School for most Salem children begins Monday, Sept. 14, with kindergarten and pre-K students starting Wednesday, Sept. 16.
To begin the school year, the district had planned for all grades to start learning remotely. But 440 of the district's enrolled 3,948 students will be attending class in person. That's more than half of 838 "Tier 1" high-needs students who were offered invitations to learn in person. The students range from those with special educational needs that require in-person attention to children who don't have reliable Internet access at home and must, therefore, forego remote learning.
Pieces of the district's plans are still coming together. To date, the schools have spent more than $250,000 on protective gear. But at the end of the final week of summer, new schools Superintendent Steve Zrike said the district is as ready as it can be.
"We have signage throughout the buildings — capacity signage on doors," Zrike said. "We've set up sanitizer stations in strategic spots around the buildings, exits outside the bathrooms, and of course every classroom got supplies."
There are some loose ends. After a districtwide assessment of school building air quality over the summer, HVAC work hasn't yet wrapped up at Bentley Academy Innovation School on Memorial Drive and Horace Mann Laboratory School on Willson Street. The issue also impacts the Early Childhood Center, which operates out of the Horace Mann building.
That means 117 students assigned to those buildings will start school elsewhere.
Fifty Bentley students will start at Saltonstall School, Zrike said, while 36 Horace Mann students will work out of Salem High and 31 children at the Early Childhood Center will begin instead at Bates.
"That's temporary, and we hope to give updates to families in the next two weeks or so on what the timeline is" for going back to assigned schools, Zrike said. "The School Committee was very clear in our August meeting that we were going to do this assessment, and it was going to guide us on whether it was safe to bring students and staff back into the buildings."
Berman applauded the decision, though she noted Bentley and Horace Mann teachers who don't have any in-person students still have the option of working remotely from those buildings if they choose.
"The right move is that they aren't opening those buildings Monday," Berman said. "They're doing exactly what we as a union expected, which is safe schools and systems that have been checked."
The district is still working on getting Chromebooks to all students who need them, according to Zrike. About 200 devices are awaiting distribution, and another 1,671 are on back-order.

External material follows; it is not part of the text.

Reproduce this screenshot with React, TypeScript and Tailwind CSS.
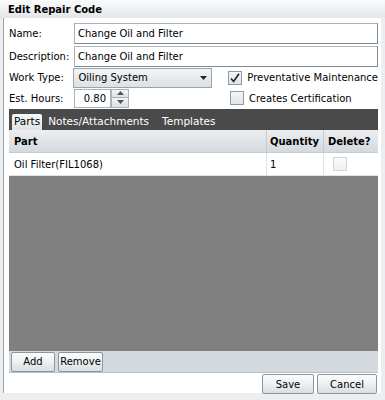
import React from "react";

const font = { fontFamily: '"DejaVu Sans", Verdana, sans-serif' };

function Check({ checked }: { checked?: boolean }) {
  return (
    <div className="w-[14px] h-[14px] shrink-0 border border-[#8f9aa3] bg-gradient-to-b from-[#f4f6f7] to-[#dfe4e8] flex items-center justify-center">
      {checked && (
        <svg width="12" height="12" viewBox="0 0 12 12">
          <path d="M2 6.5 L4.6 9.5 L10 1.8" stroke="#222" strokeWidth="1.6" fill="none" />
        </svg>
      )}
    </div>
  );
}

function Btn({ children, w }: { children: React.ReactNode; w: string }) {
  return (
    <div
      className={`${w} h-[20px] rounded-[2px] border border-[#8c969e] bg-gradient-to-b from-[#fbfcfc] via-[#eef0f2] to-[#d9dee2] flex items-center justify-center text-[10px] text-black`}
    >
      {children}
    </div>
  );
}

export default function App() {
  return (
    <div className="w-[385px] h-[400px] bg-[#eceef0] relative overflow-hidden text-[10px] text-black" style={font}>
      <div className="h-[18px] bg-gradient-to-b from-[#fafbfb] to-[#e3e6e9] flex items-center pl-[8px] font-bold text-[10px]">
        Edit Repair Code
      </div>
      <div className="ml-[3px] mr-[4px] h-[375px] bg-white border-l border-[#9aa3aa] flex flex-col">
        <div className="pl-[5px] pr-[3px] pt-[5px] flex flex-col">
          <div className="flex h-[22px] items-start">
            <div className="w-[65px] pt-[3px]">Name:</div>
            <div className="flex-1 h-[21px] border border-[#a9b3ba] border-r-[#7d8b96] border-b-[#7d8b96] flex items-center pl-[3px]">
              Change Oil and Filter
            </div>
          </div>
          <div className="flex h-[22px] items-center">
            <div className="w-[65px]">Description:</div>
            <div className="flex-1 h-[21px] border border-[#a9b3ba] border-r-[#7d8b96] border-b-[#7d8b96] flex items-center pl-[3px]">
              Change Oil and Filter
            </div>
          </div>
          <div className="flex h-[21px] items-center">
            <div className="w-[65px]">Work Type:</div>
            <div className="w-[140px] h-[20px] border border-[#9aa4ac] bg-gradient-to-b from-[#f3f4f5] to-[#dde1e4] flex items-center pl-[4px] justify-between pr-[4px]">
              <span>Oiling System</span>
              <svg width="7" height="4" viewBox="0 0 7 4">
                <path d="M0 0 L7 0 L3.5 4 Z" fill="#222" />
              </svg>
            </div>
            <div className="ml-[16px] flex items-center gap-[5px] whitespace-nowrap">
              <Check checked />
              <span>Preventative Maintenance</span>
            </div>
          </div>
          <div className="flex h-[20px] items-center">
            <div className="w-[65px]">Est. Hours:</div>
            <div className="w-[37px] h-[19px] border border-[#a9b3ba] flex items-center justify-end pr-[4px]">0.80</div>
            <div className="w-[18px] h-[19px] flex flex-col">
              <div className="h-[9.5px] border border-[#a9b3ba] bg-gradient-to-b from-[#f3f4f5] to-[#dde1e4] flex items-center justify-center">
                <svg width="7" height="4" viewBox="0 0 7 4"><path d="M0 4 L7 4 L3.5 0 Z" fill="#555" /></svg>
              </div>
              <div className="h-[9.5px] border border-t-0 border-[#a9b3ba] bg-gradient-to-b from-[#f3f4f5] to-[#dde1e4] flex items-center justify-center">
                <svg width="7" height="4" viewBox="0 0 7 4"><path d="M0 0 L7 0 L3.5 4 Z" fill="#555" /></svg>
              </div>
            </div>
            <div className="ml-[101px] flex items-center gap-[5px] whitespace-nowrap">
              <Check />
              <span>Creates Certification</span>
            </div>
          </div>
        </div>
        <div className="mx-[5px] mt-[1px] w-[369px] flex flex-col">
          <div className="h-[21px] bg-[#4a4a4a] flex items-end pl-[3px] text-white text-[10.5px] whitespace-nowrap">
            <div className="h-[16px] px-[2px] rounded-t-[2px] bg-gradient-to-b from-[#f7f8f9] to-[#dfe3e6] text-black flex items-center">Parts</div>
            <div className="h-[16px] ml-[6px] flex items-center">Notes/Attachments</div>
            <div className="h-[16px] ml-[13px] flex items-center">Templates</div>
          </div>
          <div className="flex h-[23px] bg-gradient-to-b from-[#eceef0] to-[#d4d9dd] font-bold border-b border-[#c5cbd0]">
            <div className="w-[257px] pl-[5px] flex items-center">Part</div>
            <div className="w-[57px] pl-[3px] flex items-center border-l border-[#c5cbd0]">Quantity</div>
            <div className="flex-1 pl-[4px] flex items-center border-l border-[#c5cbd0]">Delete?</div>
          </div>
          <div className="flex h-[23px] bg-white border-b border-[#dfe3e6]">
            <div className="w-[257px] pl-[5px] flex items-center">Oil Filter(FIL1068)</div>
            <div className="w-[57px] pl-[3px] flex items-center border-l border-[#dfe3e6]">1</div>
            <div className="flex-1 pl-[9px] flex items-center border-l border-[#dfe3e6]">
              <div className="w-[14px] h-[14px] border border-[#d0d6da] bg-gradient-to-b from-[#fbfcfc] to-[#eef0f2]" />
            </div>
          </div>
          <div className="h-[175px] bg-[#808080]" />
          <div className="h-[22px] bg-[#d4d9dd] flex items-center pl-[2px] gap-[3px] border-b border-[#b9c0c6]">
            <Btn w="w-[44px]">Add</Btn>
            <Btn w="w-[45px]">Remove</Btn>
          </div>
        </div>
        <div className="flex justify-end gap-[3px] pr-[4px] mt-[1px]">
          <Btn w="w-[52px]">Save</Btn>
          <Btn w="w-[60px]">Cancel</Btn>
        </div>
      </div>
    </div>
  );
}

The next delivery of Chromebooks is expected the last week of September.
"We're carefully watching and hopeful we have enough to get the year started at this point and believe we'll be able to meet the majority of demand," Zrike said. "We're still taking donations from folks if it's less than two years old, has an 11-inch screen, runs Google Chrome and has a keyboard."
There's still hope that the setup launching Monday won't last all year. Officials are already looking ahead to Nov. 2 to 6, a districtwide vacation scheduled to allow officials to reassess the situation and make changes if necessary.
"I continue to worry about our pre-K to (grade) 3 students being able to access remote learning independently," Zrike said, adding that discussions on bringing more students back to in-person school will also begin Monday. "What's important is we have that November break built into the calendar. It'll give us an opportunity to assess. It sounds far away, but it'll be here, and it'll give us an opportunity to pivot."